Police in central Auckland have been given access to guns from their sergeants' cars nearly 200 times in the past two years.
The incident in Christchurch earlier this week in which two constables were wounded and a police dog was killed has re-ignited debate about whether officers should be armed.
Police Commissioner Howard Broad is working on a new policy of putting guns in frontline vehicles. He says the time it takes to get arms, and the authorisation to use them, can prejudice police safety.
Police figures released under the Official Information Act show that 23% of the 2700 police vehicles that could be used to carry firearms already have gun safes.
In the two years to the end of last year firearms were issued 194 times from two Auckland Central sergeants' cars that permanently carry pistols and rifles.
Praised for trying to secure scene
Meanwhile, the two Christchurch officers shot during the brief siege of a Linwood house on Tuesday have been praised for trying to remain at the scene to secure it.

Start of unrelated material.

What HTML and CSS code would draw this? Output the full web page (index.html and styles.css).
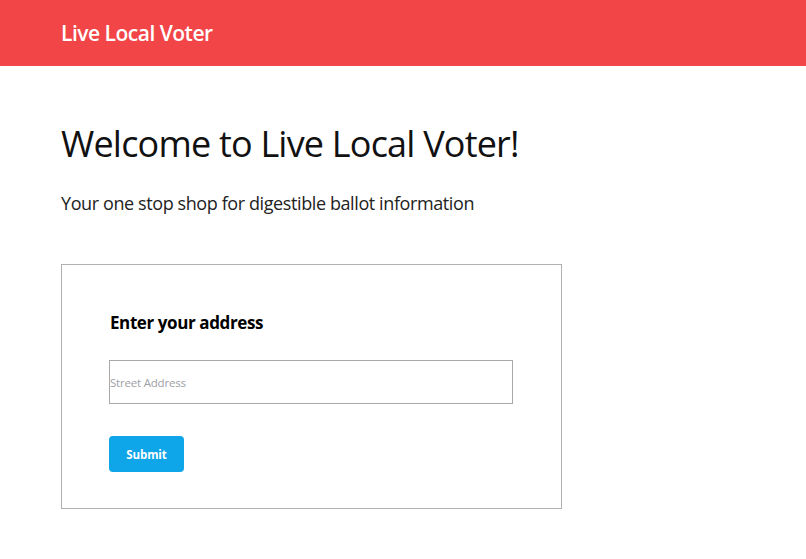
FILE: index.html
```html
<!DOCTYPE html>
<html>
<head>
<meta charset="utf-8">
<link rel="stylesheet" href="styles.css">
</head>
<body>
<header class="topbar">
  <div class="brand">Live Local Voter</div>
</header>
<main class="content">
  <h1 class="title">Welcome to Live Local Voter!</h1>
  <p class="subtitle">Your one stop shop for digestible ballot information</p>
  <section class="card">
    <h2 class="card-title">Enter your address</h2>
    <input class="address" type="text" placeholder="Street Address">
    <button class="submit">Submit</button>
  </section>
</main>
</body>
</html>
```

FILE: styles.css
```css
* { box-sizing: border-box; }
body {
  margin: 0;
  font-family: "Open Sans", "Noto Sans", sans-serif;
  color: #111;
  background: #fff;
}
.topbar {
  height: 66px;
  background: #f24548;
  display: flex;
  align-items: center;
  padding-left: 61px;
}
.brand {
  color: #fff;
  font-size: 21px;
  font-weight: 600;
  letter-spacing: -0.5px;
}
.content {
  padding: 0 61px;
}
.title {
  margin: 56px 0 0;
  font-size: 36px;
  font-weight: 400;
  line-height: 44px;
  letter-spacing: -0.8px;
}
.subtitle {
  margin: 24px 0 0;
  font-size: 18px;
  line-height: 26px;
  color: #222;
  letter-spacing: -0.4px;
}
.card {
  margin-top: 48px;
  width: 501px;
  height: 245px;
  border: 1px solid #b0b0b0;
  padding: 45px 47px 0 47px;
  display: flex;
  flex-direction: column;
  align-items: flex-start;
}
.card-title {
  margin: 0 0 0 1px;
  font-size: 17px;
  font-weight: 700;
  line-height: 26px;
  color: #000;
  letter-spacing: -0.4px;
}
.address {
  margin-top: 24px;
  width: 404px;
  height: 44px;
  border: 1px solid #a8a8a8;
  padding: 0;
  font-family: inherit;
  font-size: 11.5px;
  letter-spacing: -0.2px;
  outline: none;
}
.address::placeholder { color: #a0a0a8; }
.submit {
  margin-top: 32px;
  width: 75px;
  height: 36px;
  border: none;
  border-radius: 4px;
  background: #0ea5e9;
  color: #fff;
  font-family: inherit;
  font-size: 11.5px;
  font-weight: 700;
  letter-spacing: -0.1px;
}
```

The Canterbury District Commander, Superintendent Dave Cliff, says it now appears that Senior Constable Bruce Lamb and Constable Mitchel Alatalo sought to secure the scene before the Armed Offenders Squad got there.
Constable Alatalo put on protective gear and carried a rifle as he did so, Supt Cliff says.
He says the actions testify to the nature of the officers, who wanted to ensure the public remained safe while an armed offender was still at large.
Both men out of hospital
Both men were released from hospital on Thursday, but Supt Cliff says they have a long road of recovery ahead of them.
Mr Lamb has had reconstructive surgery to his jaw, while Mr Alatalo is recovering from being shot through the thigh. Both are expected to make a full recovery.
A man charged with the attempted murder of the pair will reappear in court in two weeks.